Na mesma semana, Almeida também não comentou a agressão a uma repórter por um dos seguranças de Maduro e por membros do Gabinete de Segurança Institucional (GSI), do governo federal. A comunicação oficial do ministério igualmente ignorou completamente o assunto.

Exceção no movimento negro, Benedita da Silva sai em defesa de Lula

Além de Silvio Almeida, a deputada federal Benedita da Silva (PT-RJ) foi uma das poucas figuras públicas a sair em defesa do presidente. Na noite de quarta-feira, ela disse à Folha de S. Paulo que a interpretação correta da fala de Lula seria entender que “o Brasil viveu de costas para a África e que nós temos uma dívida enorme com a África, e a África não pode ser apenas um parceiro cultural ou de turismo, ou de safari”.

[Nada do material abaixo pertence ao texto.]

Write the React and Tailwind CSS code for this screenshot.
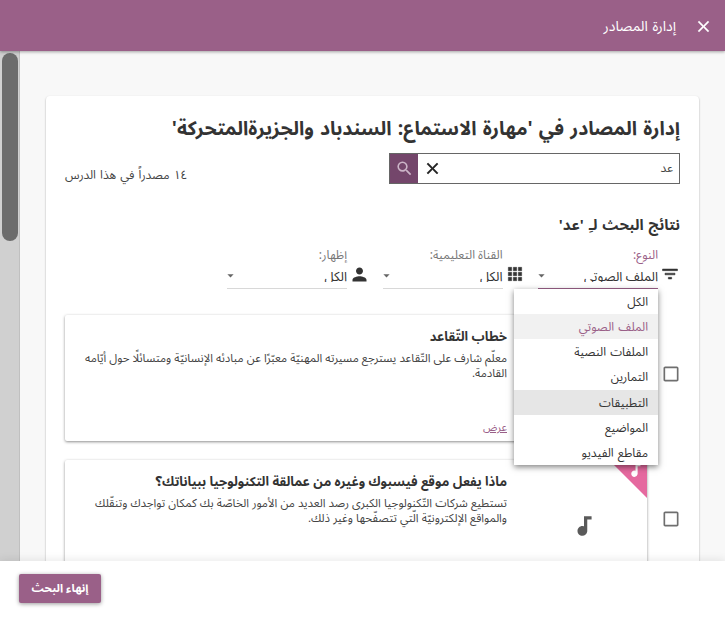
import React from "react";
import { MdSearch, MdPerson, MdAudiotrack, MdArrowDropDown, MdCheckBoxOutlineBlank } from "react-icons/md";

const options = ["الكل", "الملف الصوتي", "الملفات النصية", "التمارين", "التطبيقات", "المواضيع", "مقاطع الفيديو"];

function Icon({ d, size = 20, weight = 0.6, className = "" }) {
  return (
    <svg viewBox="0 0 24 24" width={size} height={size} fill="currentColor" stroke="currentColor" strokeWidth={weight} className={className}>
      <path d={d} />
    </svg>
  );
}

const CLOSE = "M19 6.41 17.59 5 12 10.59 6.41 5 5 6.41 10.59 12 5 17.59 6.41 19 12 13.41 17.59 19 19 17.59 13.41 12z";
const FILTER = "M10 18h4v-2h-4v2zM3 6v2h18V6H3zm3 7h12v-2H6v2z";
const APPS = "M4 8h4V4H4v4zm6 12h4v-4h-4v4zm-6 0h4v-4H4v4zm0-6h4v-4H4v4zm6 0h4v-4h-4v4zm6-10v4h4V4h-4zm-6 4h4V4h-4v4zm6 6h4v-4h-4v4zm0 6h4v-4h-4v4z";

function Filter({ icon, label, value, active, children }) {
  return (
    <div className="flex items-start gap-[2px]">
      <div className="mt-[19px] w-[20px] text-[#333]">{icon}</div>
      <div className="relative w-[120px]">
        <div className={`h-[19px] pt-px text-[12px] leading-[19px] whitespace-nowrap ${active ? "text-[#9a6088]" : "text-[#777]"}`}>{label}</div>
        <div className={`flex h-[25px] items-start justify-between border-b ${active ? "border-[#9a6088]" : "border-[#d8d8d8]"}`}>
          <span className="h-[18px] overflow-hidden text-[13px] leading-[26px] whitespace-nowrap text-[#333]">{value}</span>
          <MdArrowDropDown size={15} className="mt-[4px] -ml-[4px] text-[#666]" />
        </div>
        {children}
      </div>
    </div>
  );
}

function Resource({ title, lines, link }) {
  return (
    <div className="flex h-[126px] items-center justify-between">
      <MdCheckBoxOutlineBlank size={20} className="mb-[9px] -mr-px text-[#6f6f6f]" />
      <div className="relative flex h-full w-[582px] rounded-[2px] bg-white shadow-[0_1px_3px_rgba(0,0,0,0.45)]">
        <div className="flex w-[140px] items-center justify-center pt-[6px] pl-[13px]">
          <MdAudiotrack size={26} className="text-[#5a5a5a]" />
        </div>
        <div className="absolute top-0 right-0 h-[38px] w-[38px] bg-[#e5699f] [clip-path:polygon(0_0,100%_0,100%_100%)]">
          <MdAudiotrack size={17} className="absolute top-[2px] right-[3px] text-white" />
        </div>
        <div className="flex flex-1 flex-col pt-[11px]">
          <h3 className="text-[13px] leading-[22px] font-bold whitespace-nowrap text-[#333]">{title}</h3>
          <p className="pt-[3px] text-[11.5px] leading-[14.5px] whitespace-nowrap text-[#444] [word-spacing:0.15px]">
            {lines.map((l) => <span key={l} className="block">{l}</span>)}
          </p>
          <a className="mt-auto mb-[6px] text-[11px] leading-[15px] text-[#9a6088] underline">{link}</a>
        </div>
      </div>
    </div>
  );
}

export default function App() {
  return (
    <div className="flex h-[619px] w-[725px] flex-col overflow-hidden bg-white font-['Noto_Sans_Arabic','Noto_Sans','Open_Sans',sans-serif]">
      <header dir="rtl" className="z-10 flex h-[51px] shrink-0 items-center gap-[18px] bg-[#9a6088] pt-px pr-[12px] text-white shadow-[0_1px_3px_rgba(0,0,0,0.35)]">
        <Icon d={CLOSE} size={19} weight={0.4} />
        <span className="pt-px text-[14px] leading-[22px] [word-spacing:1px]">إدارة المصادر</span>
      </header>
      <div className="flex h-[510px] shrink-0 overflow-hidden">
        <div className="w-[20px] border-r border-[#c0c0c0] bg-[#d0d0d0] pt-[2px] pl-[2px]">
          <div className="h-[188px] w-[16px] rounded-full bg-[#6c6c6c]" />
        </div>
        <main dir="rtl" className="flex-1 bg-[#f8f8f8] px-[26px] pt-[45px]">
          <section className="h-[520px] rounded-[4px] bg-white px-[19px] pt-[17px] shadow-[0_1px_2px_rgba(0,0,0,0.35)]">
            <h1 className="h-[40px] text-[19.4px] leading-[32px] font-bold whitespace-nowrap text-[#333] [word-spacing:1.1px]">إدارة المصادر في 'مهارة الاستماع: السندباد والجزيرةالمتحركة'</h1>
            <div className="flex h-[31px] justify-between">
              <div className="flex h-[31px] w-[291px] items-center border border-[#666] pr-[6px]">
                <span className="flex-1 pt-px text-[12px] text-[#444]">عد</span>
                <Icon d={CLOSE} size={19} weight={0.7} className="ml-[5px] text-[#222]" />
                <div className="flex h-full w-[28px] items-center justify-center bg-[#74466b] pl-px text-[#ccb5c8]"><MdSearch size={19} /></div>
              </div>
              <span className="pt-[13px] text-[12px] leading-[20px] whitespace-nowrap text-[#444] [word-spacing:1px]">١٤ مصدراً في هذا الدرس</span>
            </div>
            <h2 className="mt-[29px] h-[32px] text-[15px] leading-[25px] font-bold text-[#333] [word-spacing:1px]">نتائج البحث لـِ 'عد'</h2>
            <div className="flex h-[70px] gap-[13.5px]">
              <Filter icon={<Icon d={FILTER} />} label="النوع:" value="الملف الصوتي" active>
                <ul className="absolute top-[44px] right-0 z-20 w-[144px] bg-white shadow-[0_2px_6px_rgba(0,0,0,0.5)]">
                  {options.map((o, i) => (
                    <li key={o} className={`h-[25.15px] pr-[10px] text-[12px] leading-[27px] whitespace-nowrap [word-spacing:1px] ${i === 1 ? "bg-[#f1f1f1] text-[#9a6088]" : i === 4 ? "bg-[#e6e6e6] text-[#333]" : "text-[#333]"}`}>{o}</li>
                  ))}
                </ul>
              </Filter>
              <Filter icon={<Icon d={APPS} />} label="القناة التعليمية:" value="الكل" />
              <Filter icon={<MdPerson size={21} className="-mr-px" />} label="إظهار:" value="الكل" />
            </div>
            <div className="flex flex-col gap-[19px]">
              <Resource title="خطاب التّقاعد" lines={["معلّم شارف على التّقاعد يسترجع مسيرته المهنيّة معبّرًا عن مبادئه الإنسانيّة ومتسائلًا حول أيّامه", "القادمة."]} link="عرض" />
              <Resource title="ماذا يفعل موقع فيسبوك وغيره من عمالقة التكنولوجيا ببياناتك؟" lines={["تستطيع شركات التّكنولوجيا الكبرى رصد العديد من الأمور الخاصّة بك كمكان تواجدك وتنقّلك", "والمواقع الإلكترونيّة الّتي تتصفّحها وغير ذلك."]} link="عرض" />
            </div>
          </section>
        </main>
      </div>
      <footer className="z-10 flex flex-1 items-start bg-white pt-[13px] pl-[19px] shadow-[0_-2px_8px_rgba(0,0,0,0.08)]">
        <button dir="rtl" className="h-[29px] w-[82px] rounded-[2px] bg-[#9a6088] pt-px text-[11.5px] font-bold whitespace-nowrap text-white shadow-[0_1px_4px_rgba(0,0,0,0.4)]">إنهاء البحث</button>
      </footer>
    </div>
  );
}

"Ela tem potencial para que tenha uma sólida relação comercial. É o que eu tenho ouvido o presidente falar, que ele vai investir com tecnologia, com troca de conhecimento, e tem um potencial grande à medida que a gente vê muita fome, muita miséria", declarou.

“E se fosse o Bolsonaro?”, questionam parlamentares da oposição

Uma série de deputados de oposição questionou o “apagão” de entidades e atores políticos normalmente engajados na militância antirracista. Os parlamentares oposicionistas também apontaram conveniência política nas críticas feitas por esses grupos. “Lula agradeceu à África por tudo o que foi produzido durante 350 anos de escravidão. Onde estão aqueles que vivem gritando 'fogo nos racistas'?”, indagou o deputado federal Mario Frias (PL-SP).

O deputado Nikolas Ferreira (PL-MG) também tratou do assunto nas redes sociais: “Que silêncio ensurdecedor da esquerda, movimento negro e mimizentos sobre o Lula agradecendo à África por ‘tudo que foi produzido em 350 anos de escravidão’, hein? Só pensa se isso sai da boca do Bolsonaro… pensa”, tuitou o parlamentar mineiro.

Outros deputados, assim como Gustavo Gayer (PL-GO) e Gilberto Silva (PL-PB) seguiram a mesma linha, questionando um aparente duplo padrão dentro do movimento negro e sugerindo que haveria reações bastante contrastantes caso o ex-presidente Jair Bolsonaro fosse o autor da fala.